5 different players for Georgia Southern rushed for 70+ yards against them. They gave up a total of 576 rushing yards in that game. If Miami made it a goal, Duke could have 300 rushing yards by halftime.
You have the correct idea. In Las Vegas I had a good percentage in betting the games with huge spreads. If the favorite was a relentless run oriented team, I'd generally give the points. If the favorite was a pass happy team, I'd generally take the points.

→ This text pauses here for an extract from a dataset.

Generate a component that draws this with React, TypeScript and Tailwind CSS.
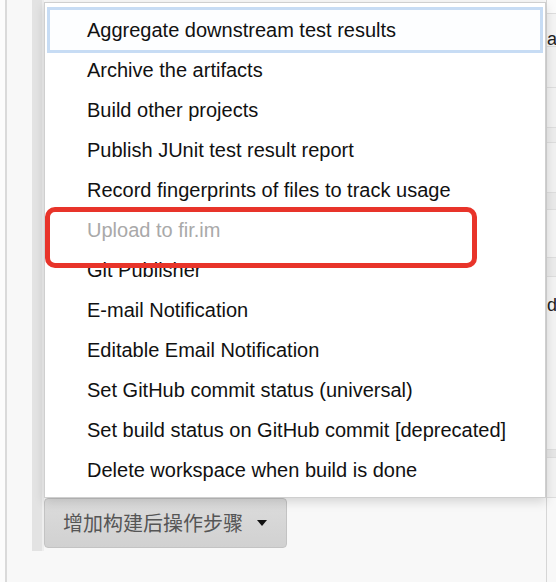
import React from 'react'

// Post-build step dropdown (Jenkins style)
const steps = [
  { label: 'Aggregate downstream test results', active: true },
  { label: 'Archive the artifacts' },
  { label: 'Build other projects' },
  { label: 'Publish JUnit test result report' },
  { label: 'Record fingerprints of files to track usage' },
  { label: 'Upload to fir.im', disabled: true },
  { label: 'Git Publisher' },
  { label: 'E-mail Notification' },
  { label: 'Editable Email Notification' },
  { label: 'Set GitHub commit status (universal)' },
  { label: 'Set build status on GitHub commit [deprecated]' },
  { label: 'Delete workspace when build is done' },
]

// rows of the table that peeks out on the right, behind the menu
const sideRows = [
  { h: 14, bg: 'bg-[#fbfbfb]' },
  { h: 33, bg: 'bg-[#f4f4f4]', text: 'al', pad: 'pt-[16px]' },
  { h: 41, bg: 'bg-[#f1f1f1]' },
  { h: 40, bg: 'bg-[#f1f1f1]' },
  { h: 15, bg: 'bg-[#ececec]' },
  { h: 50, bg: 'bg-[#f1f1f1]' },
  { h: 17, bg: 'bg-[#e9e9e9]' },
  { h: 48, bg: 'bg-[#f3f3f3]' },
  { h: 19, bg: 'bg-[#ebebeb]' },
  { h: 173, bg: 'bg-[#f3f3f3]', text: 'de', pad: 'pt-[19px]' },
  { h: 8, bg: 'bg-[#e6e6e6]' },
  { h: 40, bg: 'bg-[#f2f2f2]' },
]

export default function App() {
  return (
    <div className="relative flex w-[556px] h-[582px] overflow-hidden bg-[#f8f8f8] font-['Liberation_Sans',Arial,sans-serif]">
      <div className="w-[5px] bg-[#fcfcfc]" />
      <div className="w-[2px] bg-[#dadada]" />
      <div className="w-[25px]" />
      <div className="w-[12px] h-[551px] bg-[#e3e3e3] border-r-2 border-[#eeeeee]" />

      <div className="w-[502px] flex flex-col">
        <div className="relative z-10 mt-[2px] bg-white border border-[#cfcfcf] pt-[7px] pb-[7px] shadow-[0_4px_10px_rgba(0,0,0,0.14)]">
          {steps.map((s) => (
            <div
              key={s.label}
              className={
                s.active
                  ? 'h-10 mx-[5px] pl-[37px] flex items-center text-[20px] text-[#111] bg-[#fdfeff] shadow-[0_0_0_3px_#c7dcf4]'
                  : s.disabled
                    ? 'h-10 mx-[5px] pl-[37px] flex items-center text-[20px] text-[#a9a9a9]'
                    : 'h-10 mx-[5px] pl-[37px] flex items-center text-[20px] text-[#111]'
              }
            >
              {s.label}
            </div>
          ))}
        </div>

        <button className="w-[243px] h-[50px] flex items-center pl-[18px] rounded-[4px] border border-[#c3c3c3] bg-gradient-to-b from-[#dcdcdc] to-[#d1d1d1] text-[20px] text-[#555] font-['Noto_Sans_CJK_SC',sans-serif]">
          增加构建后操作步骤
          <span className="ml-[14px] w-0 h-0 border-l-[5px] border-r-[5px] border-t-[6px] border-l-transparent border-r-transparent border-t-[#111]" />
        </button>
      </div>

      <div className="w-[10px] flex flex-col border-l border-[#d6d6d6]">
        {sideRows.map((r, i) => (
          <div
            key={i}
            style={{ height: r.h }}
            className={`${r.bg} ${r.pad ?? ''} border-b border-[#dddddd] overflow-hidden text-[18px] text-[#222] leading-none whitespace-nowrap`}
          >
            {r.text}
          </div>
        ))}
      </div>

      <div className="absolute z-20 left-[45px] top-[207px] w-[432px] h-[61px] border-[5px] border-[#e8342a] rounded-[10px]" />
    </div>
  )
}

Public perception was typically the opposite so you'd get a break in the line. Invariably the passing favorites would get bet up, and the running teams would get bet down. I remember one handicapper on the Stardust Line in Las Vegas, circa late '80s: "If I'm giving points like that I want the ball in the air!" I had to chuckle. All the trends and the logic slanted the other way.
There's no surer way to ruin a drive and lessen a massive physical advantage than by throwing the football, when there's no need to do it. One sack and one dropped pass can ruin the cover. Meanwhile, the running teams continue to pound away. Their offense doesn't change markedly in the second half. The pass happy teams can score a ton in the first half and then virtually nothing in the second half. It's considerably more random.
BTW, some recent articles claim that Oklahoma State or Florida State last season sported the largest recorded pointspread ever, when hosting Savannah State. That's not true. I was working at the Horseshoe sportsbook as supervisor in 1989. The Houston/SMU game was anticipated for months, due to the certainty of a massive spread. SMU was a doormat after the death penalty. By the week of the game that spread reached as high as 73.5 at our book. I heard reports that some spots climbed briefly to as high as -74.5, which would have been enough for SMU to cover. They lost 95-21. I never saw that -74.5. The spread at our joint and at every sportsbook I looked at -- more than a dozen of them -- was in the -72.5 area for most of the week. The line dropped to 69 or 70 at game time. But -72.5 was the predominant spread all week. There are some online sources, including from the New York Times, that badly misrepresent that spread, claiming it was in the high 50s. That's nonsense. Notre Dame hosted SMU later in the season and also gave a huge number, in the high 60s. The Irish failed to cover. That was the game in which one Notre Dame running back ran out of bounds on purpose rather than score, which the SMU coach Forrest Gregg took as a slap in the face to his program. In those games I bet the favorite both times, so I ended up with a split.